Larry Bartels’ primary interests are in electoral politics, public opinion, and the mass media. His first book, “Presidential Primaries and the Dynamics of Public Choice,” won the American Political Science Association’s Woodrow Wilson Foundation Award for the year’s best book on government, politics, or international affairs. His most recent book “Unequal Democracy: The Political Economy of the New Gilded Age” (Princeton University Press, Russell Sage Foundation, 2008), analyzes the political causes and consequences of America's growing income gap.
Paul Krugman is the author or editor of dozens of books and several hundred articles, primarily about international trade and international finance. Krugman is also a columnist for The New York Times and writes monthly columns for Fortune Magazine and Slate. His most recent book “The Conscience of a Liberal” (W. W. Norton, 2007), studies the past eighty years of American history, from the reforms that tamed the inequality of the Gilded Age to the unraveling of that achievement and the reemergence of economic and political inequality since the 1970s.

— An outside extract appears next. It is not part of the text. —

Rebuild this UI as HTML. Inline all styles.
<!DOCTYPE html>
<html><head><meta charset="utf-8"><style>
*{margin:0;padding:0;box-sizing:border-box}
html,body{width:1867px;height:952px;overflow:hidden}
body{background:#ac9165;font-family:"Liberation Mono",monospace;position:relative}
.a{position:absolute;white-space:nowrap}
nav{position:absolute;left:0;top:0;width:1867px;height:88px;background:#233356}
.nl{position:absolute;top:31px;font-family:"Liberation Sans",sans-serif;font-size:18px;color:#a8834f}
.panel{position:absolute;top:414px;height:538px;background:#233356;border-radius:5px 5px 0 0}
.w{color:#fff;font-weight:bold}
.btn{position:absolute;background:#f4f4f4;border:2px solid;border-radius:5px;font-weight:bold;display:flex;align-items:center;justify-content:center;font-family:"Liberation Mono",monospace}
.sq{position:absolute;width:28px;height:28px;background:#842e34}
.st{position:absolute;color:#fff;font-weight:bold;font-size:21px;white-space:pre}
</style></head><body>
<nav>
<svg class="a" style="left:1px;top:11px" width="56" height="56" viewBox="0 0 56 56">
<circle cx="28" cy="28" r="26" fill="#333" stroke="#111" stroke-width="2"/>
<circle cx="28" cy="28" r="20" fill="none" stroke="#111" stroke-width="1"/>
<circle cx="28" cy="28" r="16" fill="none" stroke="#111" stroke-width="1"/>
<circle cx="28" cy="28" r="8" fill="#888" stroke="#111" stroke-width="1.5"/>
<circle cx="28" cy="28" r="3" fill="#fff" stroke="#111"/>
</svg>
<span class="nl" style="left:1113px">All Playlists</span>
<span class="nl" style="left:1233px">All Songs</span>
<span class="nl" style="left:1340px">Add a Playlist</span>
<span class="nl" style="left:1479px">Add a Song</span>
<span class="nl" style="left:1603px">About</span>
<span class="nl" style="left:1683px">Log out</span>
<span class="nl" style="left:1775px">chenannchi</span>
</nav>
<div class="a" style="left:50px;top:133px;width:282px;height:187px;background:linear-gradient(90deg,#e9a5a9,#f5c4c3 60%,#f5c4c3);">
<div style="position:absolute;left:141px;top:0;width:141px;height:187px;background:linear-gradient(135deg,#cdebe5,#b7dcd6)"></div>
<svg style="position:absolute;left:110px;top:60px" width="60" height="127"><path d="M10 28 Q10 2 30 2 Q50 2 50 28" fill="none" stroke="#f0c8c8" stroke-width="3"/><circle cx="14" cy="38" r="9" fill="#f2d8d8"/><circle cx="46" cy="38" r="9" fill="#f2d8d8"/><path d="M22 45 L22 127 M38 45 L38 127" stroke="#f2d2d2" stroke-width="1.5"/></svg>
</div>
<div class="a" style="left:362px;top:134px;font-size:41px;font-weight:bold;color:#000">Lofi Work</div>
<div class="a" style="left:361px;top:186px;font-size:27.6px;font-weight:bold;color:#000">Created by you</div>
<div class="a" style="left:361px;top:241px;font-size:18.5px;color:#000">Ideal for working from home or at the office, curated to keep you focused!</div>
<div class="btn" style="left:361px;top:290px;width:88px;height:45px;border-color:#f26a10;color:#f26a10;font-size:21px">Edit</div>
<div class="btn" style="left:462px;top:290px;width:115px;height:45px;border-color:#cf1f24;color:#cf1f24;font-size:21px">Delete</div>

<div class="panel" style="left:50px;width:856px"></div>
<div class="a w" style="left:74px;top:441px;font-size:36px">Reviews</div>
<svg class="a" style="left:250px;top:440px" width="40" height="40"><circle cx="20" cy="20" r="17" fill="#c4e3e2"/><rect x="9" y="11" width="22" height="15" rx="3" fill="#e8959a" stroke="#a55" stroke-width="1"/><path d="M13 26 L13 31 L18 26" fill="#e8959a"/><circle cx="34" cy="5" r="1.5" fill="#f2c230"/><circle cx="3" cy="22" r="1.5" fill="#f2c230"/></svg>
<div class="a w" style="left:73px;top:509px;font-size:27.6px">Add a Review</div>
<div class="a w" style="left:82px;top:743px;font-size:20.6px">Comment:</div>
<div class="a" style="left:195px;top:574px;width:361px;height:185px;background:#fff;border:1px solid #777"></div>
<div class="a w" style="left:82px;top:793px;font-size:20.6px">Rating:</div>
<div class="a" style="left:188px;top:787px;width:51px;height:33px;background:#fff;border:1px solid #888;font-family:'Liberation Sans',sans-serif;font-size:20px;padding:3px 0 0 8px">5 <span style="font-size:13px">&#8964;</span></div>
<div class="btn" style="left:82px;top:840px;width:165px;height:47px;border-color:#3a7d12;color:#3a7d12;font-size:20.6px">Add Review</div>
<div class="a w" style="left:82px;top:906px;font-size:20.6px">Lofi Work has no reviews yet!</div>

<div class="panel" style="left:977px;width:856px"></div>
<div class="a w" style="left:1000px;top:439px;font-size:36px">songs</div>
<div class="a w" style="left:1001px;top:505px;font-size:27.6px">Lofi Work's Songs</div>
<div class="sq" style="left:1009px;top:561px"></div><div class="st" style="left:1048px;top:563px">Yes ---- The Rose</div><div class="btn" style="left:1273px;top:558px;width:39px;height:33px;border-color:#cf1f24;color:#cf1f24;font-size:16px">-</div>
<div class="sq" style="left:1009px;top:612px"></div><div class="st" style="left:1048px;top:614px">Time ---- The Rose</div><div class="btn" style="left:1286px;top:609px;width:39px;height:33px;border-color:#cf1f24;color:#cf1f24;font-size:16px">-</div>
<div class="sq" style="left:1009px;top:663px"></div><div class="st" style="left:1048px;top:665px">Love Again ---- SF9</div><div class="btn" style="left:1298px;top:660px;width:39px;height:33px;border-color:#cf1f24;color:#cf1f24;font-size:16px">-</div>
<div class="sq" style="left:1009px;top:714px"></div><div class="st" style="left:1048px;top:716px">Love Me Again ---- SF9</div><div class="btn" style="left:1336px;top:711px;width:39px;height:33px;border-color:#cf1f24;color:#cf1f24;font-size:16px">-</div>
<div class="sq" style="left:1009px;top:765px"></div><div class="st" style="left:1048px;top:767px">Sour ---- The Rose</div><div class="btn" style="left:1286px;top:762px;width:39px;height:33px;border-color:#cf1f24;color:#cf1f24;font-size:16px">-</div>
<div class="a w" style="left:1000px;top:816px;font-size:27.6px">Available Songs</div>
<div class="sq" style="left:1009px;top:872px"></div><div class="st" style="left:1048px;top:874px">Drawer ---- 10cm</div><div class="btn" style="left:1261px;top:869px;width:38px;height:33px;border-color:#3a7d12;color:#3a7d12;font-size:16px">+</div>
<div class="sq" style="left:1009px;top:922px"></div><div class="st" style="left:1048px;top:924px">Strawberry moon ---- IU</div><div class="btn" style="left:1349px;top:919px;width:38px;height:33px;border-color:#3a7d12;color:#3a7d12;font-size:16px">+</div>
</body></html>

Nolan McCarty’s areas of interest include U.S. politics, democratic political institutions, and political methodology. He is the recipient of the Robert Eckles Swain National Fellowship from the Hoover Institution and the John M. Olin Fellowship in Political Economy. His most recent book, co-authored with Keith Poole of the University of California, San Diego, and Howard Rosenthal of New York University, “Polarized America: The Dance of Ideology and Unequal Riches,” is an analysis of how the increasing polarization of American politics has been accompanied and accelerated by greater income inequality, rising immigration, and other social and economic changes.
Political scientist James Stimson’s research has focused on decision-making, public opinion in America, how public opinion shapes American politics and the evolution of race and reconstruction of American politics. Stimson has authored numerous books and has won the Eulau and Kammerer Awards of the American Political Science Association, the Chastain Award Graduate of the Southern Political Science Association, the Pi Sigma Alpha Award of the Midwest Political Science Association, and the Chancellor's Award for Excellence in Teaching from the State University of New York system.
This event is co-sponsored with the Woodrow Wilson School of Public and International Affairs and the Center for the Study of Democratic Politics. It is free and open to the public.